Daddy asked me, “When are you coming to visit us this summer?” At the time, the van was running. I knew I had to make plans. “Swim team season ends around July 4th. Joy will participate in a three-week long drama camp beginning July 5th. So, mark your calendar for the first week of August.”
I had it all planned out: visit with Mom and Dad, head over to St. Andrews for a few days and then back to Recovery to finish out our visit. The build up was huge. As I shared plans with Joy, she stopped me to ask,
“Where is St. Andrews?”
(Glory, 9, left, on one of our last family trips to St. Andrews
Joy, 11, right, this summer standing in almost the same spot on the beach)
St. Andrews was our summer family camping spot for years. While we lived in Albany and Bainbridge (a total of five years), we went down to St. Andrews at least once or twice a summer. Joy slept in a pack-n-play crib in the tent and on the beach. The jetty there protected her when she first learned to love the salt water. St. Andrews State Park is the place her brother learned to skim board. And Glory loved to snorkel. H.o.w. could Joy NOT remember St. Andrews?
taken the same day that the photo above of Glory was taken …)
Yet, it is history now. St. Andrews is where we u.s.e.d to go as a family.
It is where memories were made.
But, it is a long driving distance from our Augusta home today
and it is a long distance from the place – the world – in which we live today.
Glory and James are grown. And Joy and I are carving our own camping memories that look very different from those that saturate my memory of “family” past.
As the summer steamed by, I camped and ziplined with Stone after Stone joined Joy and I at Mistletoe State Park. When he extended the invitation for us to join him and Jet at St. Andrews, I wasn’t about to turn him down. He’s adventurous and much braver than I am … after all – he’s a guy. He was planning to snorkel inside AND outside the jetty at the park. I knew we would hike and bike, have fun and eat well. Joy agreed; she likes Stone …. “Take him up on the offer!”

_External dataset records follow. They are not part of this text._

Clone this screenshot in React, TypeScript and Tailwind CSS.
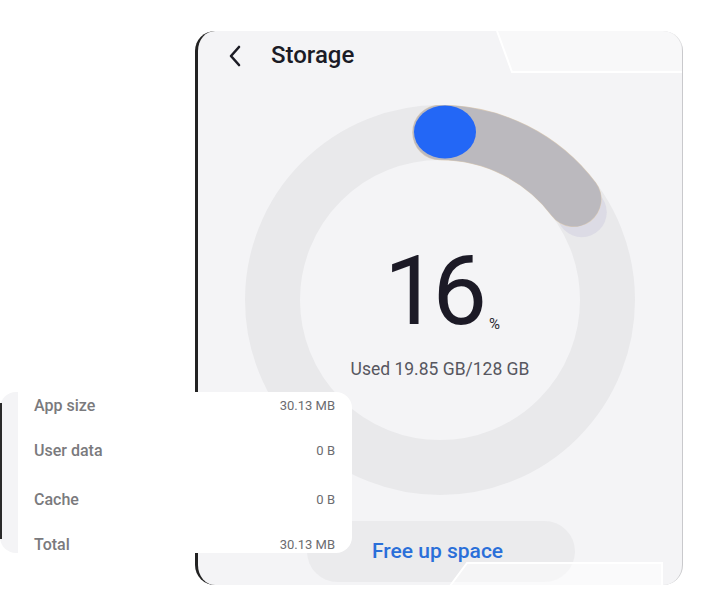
import React from "react";

const rows = [
  { label: "App size", value: "30.13 MB", mt: "mt-[2px]" },
  { label: "User data", value: "0 B", mt: "mt-[21px]" },
  { label: "Cache", value: "0 B", mt: "mt-[25px]" },
  { label: "Total", value: "30.13 MB", mt: "mt-[21px]" },
];

function Ring() {
  // 15% used, measured clockwise from the top
  const r = 167.5;
  const a = (53 * Math.PI) / 180;
  const ex = 195 + r * Math.sin(a);
  const ey = 195 - r * Math.cos(a);
  const arc = `M195 ${195 - r} A${r} ${r} 0 0 1 ${ex} ${ey}`;
  return (
    <svg width="390" height="390" viewBox="0 0 390 390">
      <circle cx="195" cy="195" r={r} fill="none" stroke="#e9e9eb" strokeWidth="55" />
      <circle cx={ex + 8} cy={ey + 13} r="25" fill="#dcdbe5" />
      <path d={arc} fill="none" stroke="#ddcdb8" strokeWidth="55.6" strokeLinecap="round" />
      <path d={arc} fill="none" stroke="#bbb9be" strokeWidth="54.6" strokeLinecap="round" />
      <ellipse cx="200" cy="27" rx="31" ry="26.5" fill="#2367f6" />
    </svg>
  );
}

export default function App() {
  return (
    <div className="relative w-[704px] h-[610px] overflow-hidden bg-white font-['Roboto',sans-serif]">
      <div className="relative ml-[195px] mt-[31px] w-[488px] h-[554px] rounded-[20px] bg-[#f4f4f6] border-l-[3px] border-r border-l-[#222] border-r-[#c9c9cc] flex flex-col">
        <div className="flex items-center h-[48px] pl-[30px]">
          <svg width="14" height="22" viewBox="0 0 14 22" className="mt-[1px]">
            <path d="M11 2 L3 11 L11 20" fill="none" stroke="#1b1b24" strokeWidth="2.6" strokeLinecap="round" strokeLinejoin="round" />
          </svg>
          <span className="ml-[29px] text-[24px] font-medium text-[#1b1b26] leading-none">Storage</span>
        </div>

        <div className="relative mt-[26px] ml-[47px] w-[390px] h-[390px]">
          <Ring />
          <div className="absolute inset-0 flex flex-col items-center">
            <div className="mt-[138px] ml-[4px] flex items-end">
              <span className="text-[97px] font-normal leading-none text-[#1c1a26] tracking-[-6px]">16</span>
              <span className="ml-[8px] mb-[5px] text-[15px] text-[#2a2a33]">%</span>
            </div>
            <div className="mt-[16px] text-[17.5px] text-[#57575f]">Used 19.85 GB/128 GB</div>
          </div>
        </div>

        <div className="mt-[26px] ml-[109px] w-[268px] h-[61px] rounded-full bg-[#ebebed] flex items-center pl-[65px]">
          <span className="text-[21px] font-medium text-[#2a6fd9]">Free up space</span>
        </div>
      </div>

      <svg className="absolute left-0 top-0 pointer-events-none" width="704" height="610" viewBox="0 0 704 610">
        <path d="M497 31 L512 72 L682 72 L682 31 Z" fill="#ffffff" fillOpacity="0.35" />
        <path d="M497 31 L512 72 L682 72" fill="none" stroke="#ffffff" strokeWidth="2" />
        <path d="M450 586 L467 563 L662 563 L662 610 L440 610 Z" fill="#ffffff" fillOpacity="0.5" />
        <path d="M450 586 L467 563 L662 563 L662 610" fill="none" stroke="#ffffff" strokeWidth="2" />
      </svg>

      <div className="absolute left-0 top-[392px] w-[352px] h-[161px] rounded-[16px] bg-white flex">
        <div className="w-[18px] bg-[#f4f4f6] rounded-l-[16px] flex flex-col">
          <div className="mt-[11px] h-[136px] w-[2px] bg-[#2a2a2a]" />
        </div>
        <div className="flex-1 flex flex-col pl-[16px] pr-[17px]">
          {rows.map((r) => (
            <div key={r.label} className={"flex items-center justify-between h-[24px] shrink-0 " + r.mt}>
              <span className="text-[16px] font-medium text-[#7a7a7d]">{r.label}</span>
              <span className="text-[13px] text-[#6c6c70]">{r.value}</span>
            </div>
          ))}
        </div>
      </div>
    </div>
  );
}
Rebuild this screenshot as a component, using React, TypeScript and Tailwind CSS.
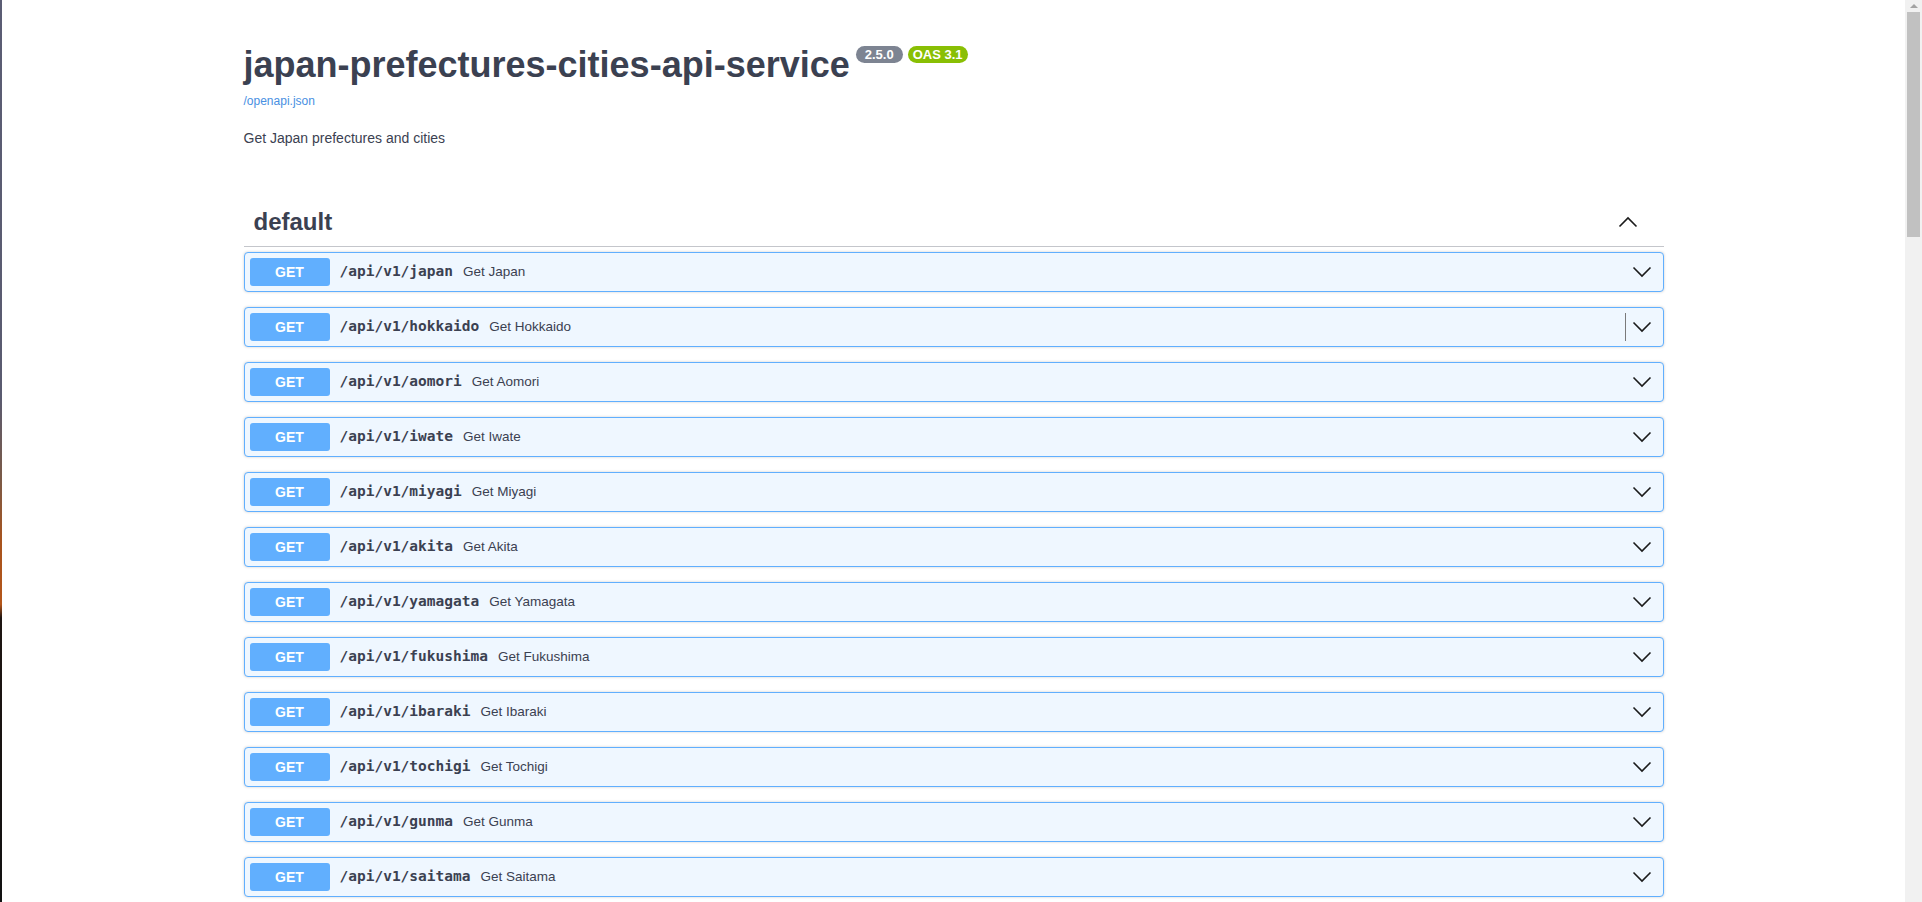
import React from "react";

const rows = [
  ["japan", "Get Japan"],
  ["hokkaido", "Get Hokkaido"],
  ["aomori", "Get Aomori"],
  ["iwate", "Get Iwate"],
  ["miyagi", "Get Miyagi"],
  ["akita", "Get Akita"],
  ["yamagata", "Get Yamagata"],
  ["fukushima", "Get Fukushima"],
  ["ibaraki", "Get Ibaraki"],
  ["tochigi", "Get Tochigi"],
  ["gunma", "Get Gunma"],
  ["saitama", "Get Saitama"],
];

function ChevronDown() {
  return (
    <svg width="20" height="12" viewBox="0 0 20 12" className="block">
      <polyline points="1.5,1.5 10,10 18.5,1.5" fill="none" stroke="#1b1b1b" strokeWidth="1.6" />
    </svg>
  );
}

function ChevronUp() {
  return (
    <svg width="20" height="12" viewBox="0 0 20 12" className="block">
      <polyline points="1.5,10.5 10,2 18.5,10.5" fill="none" stroke="#1b1b1b" strokeWidth="1.6" />
    </svg>
  );
}

export default function App() {
  const sans = { fontFamily: '"Liberation Sans", Arial, sans-serif' };
  return (
    <div className="flex h-[902px] w-[1922px] overflow-hidden bg-white" style={sans}>
      <div className="w-[2px] shrink-0 bg-[linear-gradient(to_bottom,#5b5d74_0%,#5a5b70_44%,#7a5a48_53%,#a8541e_60%,#b4561a_67%,#1e1512_68.5%,#121212_100%)]" />
      <main className="flex-1 min-w-0">
        <div className="mx-auto max-w-[1460px] px-5">
          <div className="pt-[44px]">
            <div className="flex items-start">
              <h2 className="text-[36px] leading-[41px] font-bold text-[#3b4151]">
                japan-prefectures-cities-api-service
              </h2>
              <span className="ml-[6px] mt-[2px] inline-block rounded-full bg-[#7d8492] px-[9px] text-[13px] leading-[17px] font-bold text-white">
                2.5.0
              </span>
              <span className="ml-[5px] mt-[2px] inline-block rounded-full bg-[#89bf04] px-[5px] text-[13px] leading-[17px] font-bold text-white">
                OAS 3.1
              </span>
            </div>
            <div className="mt-[9px] text-[12px] leading-[14px] text-[#4990e2]">/openapi.json</div>
            <p className="mt-[22px] text-[14px] leading-[16px] text-[#3b4151]">Get Japan prefectures and cities</p>
          </div>

          <div className="mt-[52px]">
            <div className="flex items-center justify-between border-b border-[#c4c6cb] pl-[10px] pr-[26px] pt-[10px] pb-[10px]">
              <h3 className="text-[24px] leading-[28px] font-bold text-[#3b4151]">default</h3>
              <ChevronUp />
            </div>
            <div className="mt-[5px] flex flex-col gap-[15px]">
              {rows.map(([p, d], i) => (
                <div
                  key={p}
                  className="flex items-center rounded-[4px] border border-[#61affe] bg-[#eff7ff] p-[5px] shadow-[0_0_3px_rgba(0,0,0,0.19)]"
                >
                  <div className="w-[80px] rounded-[3px] bg-[#61affe] py-[6px] text-center text-[14px] leading-[16px] font-bold text-white">
                    GET
                  </div>
                  <span
                    className="px-[10px] text-[14.5px] font-bold text-[#3b4151]"
                    style={{ fontFamily: '"DejaVu Sans Mono", "Liberation Mono", monospace' }}
                  >
                    /api/v1/{p}
                  </span>
                  <span className="text-[13.5px] text-[#3b4151]">{d}</span>
                  <div className="flex-1" />
                  {i === 1 ? (
                    <div className="mr-[6px] flex h-[28px] items-center border-l border-[#7a7a7a] pl-[6px]">
                      <ChevronDown />
                    </div>
                  ) : (
                    <div className="mr-[6px]">
                      <ChevronDown />
                    </div>
                  )}
                </div>
              ))}
            </div>
          </div>
        </div>
      </main>
      <div className="flex w-[17px] shrink-0 flex-col items-center bg-[#f1f1f1]">
        <div className="flex h-[12px] items-center justify-center">
          <div className="h-0 w-0 border-x-[4px] border-b-[4px] border-x-transparent border-b-[#a3a3a3]" />
        </div>
        <div className="h-[225px] w-[13px] bg-[#c1c1c1]" />
      </div>
    </div>
  );
}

Just before school began, from mid-day Monday until late Wednesday afternoon, we played hard in the Florida panhandle.
Shortly after we arrived, we headed over to the jetty. Stone was quick to begin investigating the gorgeous rocks that were brought in from Alabama to create a barrier from the channel. It was so neat to see Stone’s excitement as he pointed out different plants and creatures that died and were entombed inside what is now a boulder mausoleum. It’s so cool to see someone enthusiastic about the world around us and teaching others to enjoy and appreciate it.
We snorkeled several times and enjoyed seeing all sorts of creatures and finned life. I don’t remember seeing as great an array of fish in the past. There were raccoon, dolphin and a diversity of beautiful birds, including this Great White Heron.

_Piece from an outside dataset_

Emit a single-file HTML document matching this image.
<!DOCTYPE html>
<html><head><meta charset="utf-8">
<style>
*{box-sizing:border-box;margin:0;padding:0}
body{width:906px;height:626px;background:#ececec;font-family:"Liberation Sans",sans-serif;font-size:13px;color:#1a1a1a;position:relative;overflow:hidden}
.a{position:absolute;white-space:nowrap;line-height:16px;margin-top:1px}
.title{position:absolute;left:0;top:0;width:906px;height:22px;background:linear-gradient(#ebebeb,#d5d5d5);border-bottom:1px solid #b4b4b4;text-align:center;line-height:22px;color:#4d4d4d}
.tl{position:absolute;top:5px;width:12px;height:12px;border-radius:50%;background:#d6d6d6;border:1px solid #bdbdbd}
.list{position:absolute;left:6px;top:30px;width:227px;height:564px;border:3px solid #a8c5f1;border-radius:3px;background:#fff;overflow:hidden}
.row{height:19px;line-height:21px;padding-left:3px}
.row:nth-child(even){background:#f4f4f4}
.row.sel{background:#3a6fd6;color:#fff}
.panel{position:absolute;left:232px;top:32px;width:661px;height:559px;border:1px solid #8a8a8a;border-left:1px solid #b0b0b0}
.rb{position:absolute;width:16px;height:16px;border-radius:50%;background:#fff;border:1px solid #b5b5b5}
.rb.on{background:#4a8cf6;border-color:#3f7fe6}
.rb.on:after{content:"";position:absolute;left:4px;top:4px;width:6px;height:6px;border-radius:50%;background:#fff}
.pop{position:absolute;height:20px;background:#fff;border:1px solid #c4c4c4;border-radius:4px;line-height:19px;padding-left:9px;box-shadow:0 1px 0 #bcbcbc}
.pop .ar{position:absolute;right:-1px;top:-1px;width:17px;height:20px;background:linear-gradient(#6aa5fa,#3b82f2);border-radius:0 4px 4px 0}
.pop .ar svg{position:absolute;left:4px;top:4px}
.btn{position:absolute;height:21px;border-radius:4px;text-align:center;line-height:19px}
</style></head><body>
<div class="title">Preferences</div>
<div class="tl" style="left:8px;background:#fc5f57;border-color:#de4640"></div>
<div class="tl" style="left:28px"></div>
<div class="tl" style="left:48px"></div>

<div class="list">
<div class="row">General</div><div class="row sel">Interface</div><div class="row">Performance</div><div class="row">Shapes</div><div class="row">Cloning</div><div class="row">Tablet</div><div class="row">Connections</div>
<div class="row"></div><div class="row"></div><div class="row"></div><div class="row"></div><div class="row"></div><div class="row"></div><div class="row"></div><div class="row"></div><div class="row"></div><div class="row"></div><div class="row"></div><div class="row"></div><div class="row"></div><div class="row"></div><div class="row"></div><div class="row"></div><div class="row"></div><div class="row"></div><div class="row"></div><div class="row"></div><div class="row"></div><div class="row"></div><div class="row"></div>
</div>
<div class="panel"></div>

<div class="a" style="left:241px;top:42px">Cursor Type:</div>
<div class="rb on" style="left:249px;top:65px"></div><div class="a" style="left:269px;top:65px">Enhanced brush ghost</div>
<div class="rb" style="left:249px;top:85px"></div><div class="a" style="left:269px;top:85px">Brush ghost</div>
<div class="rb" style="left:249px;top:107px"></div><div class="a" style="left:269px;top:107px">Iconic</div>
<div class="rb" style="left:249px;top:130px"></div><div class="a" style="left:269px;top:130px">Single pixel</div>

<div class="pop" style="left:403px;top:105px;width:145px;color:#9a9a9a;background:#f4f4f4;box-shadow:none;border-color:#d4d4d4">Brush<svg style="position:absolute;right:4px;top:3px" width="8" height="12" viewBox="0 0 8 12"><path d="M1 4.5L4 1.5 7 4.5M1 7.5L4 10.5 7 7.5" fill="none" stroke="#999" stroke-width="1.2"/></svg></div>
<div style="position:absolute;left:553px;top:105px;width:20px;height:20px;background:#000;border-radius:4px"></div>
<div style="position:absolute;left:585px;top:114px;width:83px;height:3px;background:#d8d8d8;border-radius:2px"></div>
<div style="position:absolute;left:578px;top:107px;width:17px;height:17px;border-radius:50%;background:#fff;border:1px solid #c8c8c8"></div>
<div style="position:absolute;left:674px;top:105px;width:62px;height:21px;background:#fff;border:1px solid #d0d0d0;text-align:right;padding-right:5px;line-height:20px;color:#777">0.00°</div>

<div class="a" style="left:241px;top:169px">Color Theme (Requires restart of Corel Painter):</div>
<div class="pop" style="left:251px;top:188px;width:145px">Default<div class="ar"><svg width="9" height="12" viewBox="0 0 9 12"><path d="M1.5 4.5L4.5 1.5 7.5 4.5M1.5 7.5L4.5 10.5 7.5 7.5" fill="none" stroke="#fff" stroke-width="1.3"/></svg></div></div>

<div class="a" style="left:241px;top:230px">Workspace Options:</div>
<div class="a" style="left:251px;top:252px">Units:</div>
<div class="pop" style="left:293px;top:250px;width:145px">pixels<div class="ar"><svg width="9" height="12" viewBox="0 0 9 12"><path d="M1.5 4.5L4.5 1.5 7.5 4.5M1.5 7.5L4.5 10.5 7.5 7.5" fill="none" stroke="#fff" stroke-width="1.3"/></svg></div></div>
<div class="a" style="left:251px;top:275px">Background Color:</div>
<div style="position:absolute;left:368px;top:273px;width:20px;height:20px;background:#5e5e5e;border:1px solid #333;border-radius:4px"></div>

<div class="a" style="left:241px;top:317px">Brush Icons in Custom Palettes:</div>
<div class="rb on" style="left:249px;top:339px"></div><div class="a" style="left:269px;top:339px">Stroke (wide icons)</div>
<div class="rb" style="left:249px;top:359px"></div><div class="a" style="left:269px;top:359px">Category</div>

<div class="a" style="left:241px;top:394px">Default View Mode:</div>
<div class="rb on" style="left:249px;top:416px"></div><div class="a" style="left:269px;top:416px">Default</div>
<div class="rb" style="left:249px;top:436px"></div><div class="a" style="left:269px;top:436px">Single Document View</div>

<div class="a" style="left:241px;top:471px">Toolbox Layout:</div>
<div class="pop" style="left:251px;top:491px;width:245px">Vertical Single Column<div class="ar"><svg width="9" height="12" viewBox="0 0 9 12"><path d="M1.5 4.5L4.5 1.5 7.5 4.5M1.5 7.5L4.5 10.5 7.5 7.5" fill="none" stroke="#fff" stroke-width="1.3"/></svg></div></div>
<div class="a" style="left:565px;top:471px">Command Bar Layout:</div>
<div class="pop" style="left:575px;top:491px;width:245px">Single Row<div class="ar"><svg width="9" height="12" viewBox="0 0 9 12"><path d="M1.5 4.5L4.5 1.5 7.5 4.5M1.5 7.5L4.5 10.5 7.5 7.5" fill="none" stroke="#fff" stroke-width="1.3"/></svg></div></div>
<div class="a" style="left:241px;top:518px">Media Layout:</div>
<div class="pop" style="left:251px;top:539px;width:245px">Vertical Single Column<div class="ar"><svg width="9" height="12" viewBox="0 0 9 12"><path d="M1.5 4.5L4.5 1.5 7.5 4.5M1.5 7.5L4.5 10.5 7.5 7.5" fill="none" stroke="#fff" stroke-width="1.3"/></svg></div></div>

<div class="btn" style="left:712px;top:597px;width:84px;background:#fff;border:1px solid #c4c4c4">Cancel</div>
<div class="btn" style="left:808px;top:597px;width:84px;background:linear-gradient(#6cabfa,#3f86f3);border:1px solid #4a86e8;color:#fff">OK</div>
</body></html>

We hiked, explored and rode bikes. There wasn’t really any “sitting still” time, to be honest … which was perfectly okay.
We walked scrub trails through the arid afternoon. I was amazed to watch Stone stop and read every information marker. We investigated the plants and wildlife and discussed the topics well. He was interested in learning more and saw the stop as welcome rather than cumbersome. This was so refreshing to me. I’ve always been the one to feel like I was “in trouble” for stopping to read, for investigating and for taking photographs (all of which would slow down any family movement). It was so refreshing to be able to explore and question … without worry of irritation.

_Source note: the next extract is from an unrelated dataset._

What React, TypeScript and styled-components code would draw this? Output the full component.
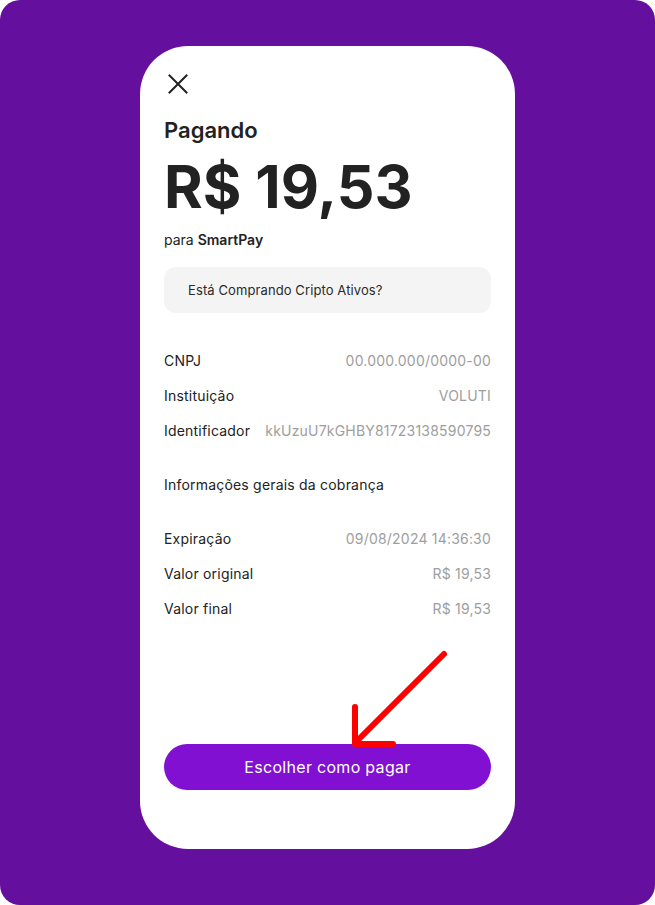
import React from "react";
import styled, { createGlobalStyle } from "styled-components";

const Global = createGlobalStyle`
  html, body { margin: 0; padding: 0; background: #ffffff; }
  body { font-family: Inter, "Noto Sans", sans-serif; -webkit-font-smoothing: antialiased; }
`;

const Frame = styled.div`
  position: relative;
  width: 655px;
  height: 905px;
  background: #650f9e;
  border-radius: 20px;
  display: flex;
  justify-content: center;
  padding-top: 46px;
  box-sizing: border-box;
`;

const Card = styled.div`
  width: 375px;
  height: 803px;
  background: #ffffff;
  border-radius: 48px;
  box-sizing: border-box;
  padding: 28px 24px 59px;
  display: flex;
  flex-direction: column;
  color: #222222;
`;

const CloseButton = styled.button`
  width: 20px;
  height: 20px;
  padding: 0;
  margin: 0 0 0 4px;
  border: none;
  background: none;
  display: block;
  cursor: pointer;
`;

const Title = styled.h2`
  margin: 22px 0 0;
  font-size: 22px;
  line-height: 28px;
  font-weight: 600;
  color: #222222;
`;

const Amount = styled.h1`
  margin: 14px 0 0;
  font-size: 59px;
  line-height: 58px;
  font-weight: 700;
  letter-spacing: 0;
  color: #222222;
`;

const Recipient = styled.p`
  margin: 14px 0 0;
  font-size: 14px;
  line-height: 20px;
  font-weight: 400;
  color: #222222;
  strong { font-weight: 600; }
`;

const Notice = styled.div`
  margin-top: 17px;
  height: 46px;
  border-radius: 12px;
  background: #f4f4f4;
  display: flex;
  align-items: center;
  padding-left: 24px;
  font-size: 13px;
  letter-spacing: 0.1px;
  color: #2a2a2a;
`;

const Section = styled.div<{ $gap: number }>`
  margin-top: ${(p) => p.$gap}px;
  display: flex;
  flex-direction: column;
`;

const Row = styled.div`
  height: 35px;
  display: flex;
  align-items: center;
  justify-content: space-between;
  font-size: 14px;
  letter-spacing: 0.2px;
`;

const Label = styled.span`
  color: #222222;
`;

const Value = styled.span`
  color: #9e9e9e;
`;

const Heading = styled.div`
  margin-top: 19px;
  height: 35px;
  display: flex;
  align-items: center;
  font-size: 14px;
  letter-spacing: 0.2px;
  color: #222222;
`;

const PayButton = styled.button`
  margin-top: auto;
  height: 46px;
  width: 100%;
  border: none;
  border-radius: 23px;
  background: #8210d2;
  color: #ffffff;
  font-family: Inter, "Noto Sans", sans-serif;
  font-size: 16px;
  font-weight: 400;
  letter-spacing: 0.3px;
  cursor: pointer;
`;

const ArrowOverlay = styled.svg`
  position: absolute;
  left: 0;
  top: 0;
  pointer-events: none;
`;

const info = [
  ["CNPJ", "00.000.000/0000-00"],
  ["Instituição", "VOLUTI"],
  ["Identificador", "kkUzuU7kGHBY81723138590795"],
];

const charge = [
  ["Expiração", "09/08/2024 14:36:30"],
  ["Valor original", "R$ 19,53"],
  ["Valor final", "R$ 19,53"],
];

export default function App() {
  return (
    <>
      <Global />
      <Frame>
        <Card>
          <CloseButton aria-label="Fechar">
            <svg width="20" height="20" viewBox="0 0 20 20">
              <path d="M1.5 1.5 L18.5 18.5 M18.5 1.5 L1.5 18.5" stroke="#222" strokeWidth="2" strokeLinecap="square" />
            </svg>
          </CloseButton>
          <Title>Pagando</Title>
          <Amount>R$ 19,53</Amount>
          <Recipient>
            para <strong>SmartPay</strong>
          </Recipient>
          <Notice>Está Comprando Cripto Ativos?</Notice>
          <Section $gap={29.5}>
            {info.map(([l, v]) => (
              <Row key={l}>
                <Label>{l}</Label>
                <Value>{v}</Value>
              </Row>
            ))}
          </Section>
          <Heading>Informações gerais da cobrança</Heading>
          <Section $gap={19}>
            {charge.map(([l, v]) => (
              <Row key={l}>
                <Label>{l}</Label>
                <Value>{v}</Value>
              </Row>
            ))}
          </Section>
          <PayButton>Escolher como pagar</PayButton>
        </Card>
        <ArrowOverlay width="655" height="905" viewBox="0 0 655 905">
          <path
            d="M444 654 L358 740 M355 707 L355 744 L393 744"
            stroke="#ff0000"
            strokeWidth="6"
            strokeLinecap="round"
            strokeLinejoin="round"
            fill="none"
          />
        </ArrowOverlay>
      </Frame>
    </>
  );
}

This was the first time that Joy and I had the chance to meet Stone’s son, Jet (our trip to Wakulla was later in the week). I wasn’t sure how Joy and Jet would get along, but there was enough of an age difference (Jet is seven while Joy is almost twelve) that they got along really well. Jet is old enough that the two played card cards and played with puzzle games together, but Joy wasn’t old enough that she found Jet “too young” for her.
I’m thankful for Stone … for sharing his vacation time us. I’m thankful that the boys – with their “rough around the edges” style – add a dimension to our travels that we miss when it’s a “girls only” trip. I’m thankful for “biceps” that can lift things more heavy than I’m able. And I’m grateful for the protection found simply in a man’s presence.
And, frankly, I’m simply thankful to have the time to spend with Stone. He’s been a friend for decades … though out of touch for a long while. I felt comfortable with him way back in college … and I feel just as at ease now. Our passion for the outdoors is parallel and our conversation is easy. Many of our likes and dislikes are similar – from our love of rocks to our ideas about frugality, from our ability to make friends with anyone who is close-by to our active lifestyle … we are similar.
As the summer cools into fall, I am thankful for blue skies, changing tides and creating new memories in old, familiar places.